Esto fué realizado por el Señor y es admirable a nuestro ver. Sea, pues para
el supremo Rey el honor y la gloria por los siglos de los siglos. Así sea.
En
nuestros tiempos cierto distinguido varón de Borgoña llamado Guiberto que
desde los catorce años estaba impedido de los miembros de tal modo que no podía
dar un paso, marchó a Santiago en dos caballos suyos con su mujer y sus criados.
Habiéndose hospedado en el hospital del mismo Apóstol, cerca de la iglesia,
por no querer en otra parte, fué aconsejado en un sueño que estuviera siempre
en oración en ella hasta que Santiago le estirase los miembros encogidos. Pasó,
pues, en vela en la basílica del Apóstol dos noches y estando en oración la
tercera, vino Santiago y tomándole la mano le puso en pie. Y al preguntarle quién
era le respondió: -Soy Santiago, apóstol de Dios. Luego el hombre restablecido
en su salud veló por trece días en la iglesia y contó esto a todos por su
propia boca. Esto fué realizado por el Señor y es admirable a nuestro ver.

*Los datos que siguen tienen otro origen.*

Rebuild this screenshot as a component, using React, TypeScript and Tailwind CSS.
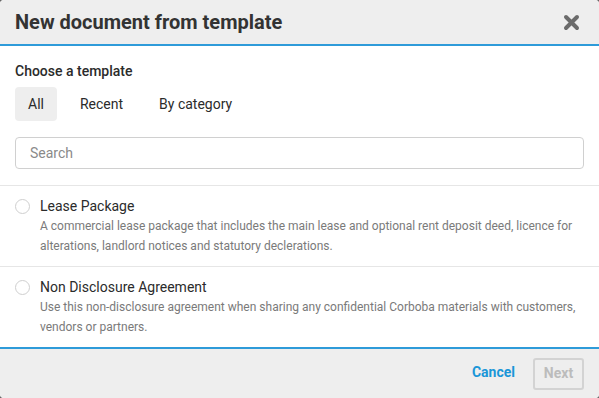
import React from "react";

const font = { fontFamily: "Roboto, 'Liberation Sans', sans-serif" };

function Row({ title, desc }: { title: string; desc: string }) {
  return (
    <div className="flex border-t border-[#e6e6e6] pl-[15px] pr-[15px] pt-[11px] pb-[10px] h-[81px]">
      <div className="w-[25px] shrink-0 pt-[2px]">
        <div className="w-[15px] h-[15px] rounded-full border border-[#cfcfcf] bg-white" />
      </div>
      <div className="flex flex-col">
        <div className="text-[14px] leading-[18px] text-[#2b2b2b]">{title}</div>
        <div className="text-[12px] leading-[20px] text-[#7a7a7a] mt-[1px]">{desc}</div>
      </div>
    </div>
  );
}

export default function App() {
  return (
    <div className="w-[599px] h-[398px] bg-[#666] overflow-hidden" style={font}>
      <div className="w-full h-full bg-white rounded-[4px] overflow-hidden flex flex-col">
        <div className="h-[46px] shrink-0 bg-[#eeeeee] border-b-2 border-[#2e9bd9] flex items-center justify-between pl-[15px] pr-[19px]">
          <div className="text-[20px] font-bold text-[#333] leading-none">New document from template</div>
          <svg width="17" height="17" viewBox="0 0 17 17">
            <path d="M3 3 L14 14 M14 3 L3 14" stroke="#6b6b6b" strokeWidth="4" strokeLinecap="round" />
          </svg>
        </div>
        <div className="px-[15px] pt-[16px]">
          <div className="text-[14px] font-medium text-[#2b2b2b] leading-[18px]">Choose a template</div>
          <div className="flex gap-[10px] mt-[7px]">
            <div className="h-[34px] px-[13px] flex items-center rounded-[4px] bg-[#eeeeee] text-[14px] text-[#2b2b2b]">All</div>
            <div className="h-[34px] px-[13px] flex items-center text-[14px] text-[#2b2b2b]">Recent</div>
            <div className="h-[34px] px-[13px] flex items-center text-[14px] text-[#2b2b2b]">By category</div>
          </div>
          <div className="mt-[16px] h-[32px] border border-[#d0d0d0] rounded-[4px] flex items-center px-[14px] text-[14px] text-[#8a8a8a]">
            Search
          </div>
        </div>
        <div className="mt-[16px] flex flex-col">
          <Row
            title="Lease Package"
            desc="A commercial lease package that includes the main lease and optional rent deposit deed, licence for alterations, landlord notices and statutory declerations."
          />
          <Row
            title="Non Disclosure Agreement"
            desc="Use this non-disclosure agreement when sharing any confidential Corboba materials with customers, vendors or partners."
          />
        </div>
        <div className="flex-1 bg-[#eeeeee] border-t-2 border-[#2e9bd9] flex items-center justify-end pr-[15px] gap-[18px]">
          <div className="text-[14px] font-bold text-[#1a96d8] -mt-[3px]">Cancel</div>
          <div className="h-[32px] w-[51px] border-2 border-[#d3d3d3] rounded-[3px] flex items-center justify-center text-[14px] font-bold text-[#bcbcbc]">
            Next
          </div>
        </div>
      </div>
    </div>
  );
}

Sea, pues, para el supremo Rey el honor y la gloria por los siglos de los siglos.
Así sea.
En
le año mil ciento de la encarnación del Señor se cuenta que cierto ciudadano
barcelonés vino en peregrinación a la basílica de Santiago en tierra de
Galicia. Y habiendo pedido solamente al Apóstol que le librase del cautiverio
de sus enemigos, si por azar cayese en él, una vez vuelto a su casa marchó a
Sicilia por causa de negocios y fué apresado en el mar por sarracenos. ¿Qué más
? Por ferias y mercados fué vendido y comprado trece veces. Pero los que le
compraban no podían tenerle sujeto, porque Santiago le rompía las cadenas y
ligaduras. La primera vez fué vendido en Corociana, la segunda en la ciudad de
Iazera en Eslavonia, la tercera en Blasia, la cuarta en Turcoplia, la quinta en
Persia, la sexta en la India, la séptima en Etiopía, la octava en Alejandría,
la novena en Africa, la décima en Berbería, la undecima en Bizerta, la duodécima
en Bugía, la decima tercera en la ciudad de Almería, donde habiendo sido atado
duertemente por un sarraceno con dos cadenas alrededor de las pirnas, al
implorar el auxilio de Santiago a voces se le apareció él mismo diciendo: -Porque
cuando en mi basílica solamente me pdiste la liberación de tu cuerpo y no la
salvación de tu alma, has caído en estos peligros. Pero como el Señor se ha
apiadado de tí, me ha enviado para sacarte de estas prisiones.
Quebrantadas
al instante por medio las cadenas, el santo Apóstol desapareció de sus ojos. Y
luego aquel hombre, liberado del cautiverio, emprendió el regreso a tierra de
cristianos por las ciudades y castillos de los sarracenos abiertamente y a la
vista de ellos, llevando en sus manos un trozo de cadena en testimonio de tan
excelso milagro. Y cuando algún infiel la salía al encuentro e intentaba
aprisionarle, le msotraba el trozo de cadena y el enemigo huía al momento.
También quisieron deovrarle al atravesar campos desiertos manadas de leones,
osos, leopardos y dragones, mas vista la cadena que había tocado el Apóstol se
alejaban de él. A este hombre cunado venía de nuevo al santuario de Santiago
portando en sus manos la cadena y con los pies desnudos y desollados le encontré
yo mismo por cierto entre Estella y Logroño y me contó todas estas cosas. En
este ejemplo deben, pues, comprenderse los que piden al Señor y a sus santos o
mujer o felicidad terrena u honores o riqueza o la muerte de enemigos u otras
cosas parecidas a éstas, que sólo tocan al provecho del cuerpo, y no la
salvación del alma. Si puede pedirse lo necesario para el cuerpo, debe pedirse
más la vida del alma o sean las virtudes como la fe, esperanza, caridad,
castidad, paciencia, templanza, hospitalidad, largueza, humildad, obediencia,
paz, perseverancia y otras semejantes, para que con ellas sea el alma coronada
en las moradas siderales. Lo cual se digne concedernos Aquel cuyo reino e
imperio perdura sin fin por los siglos de los siglos. Así sea.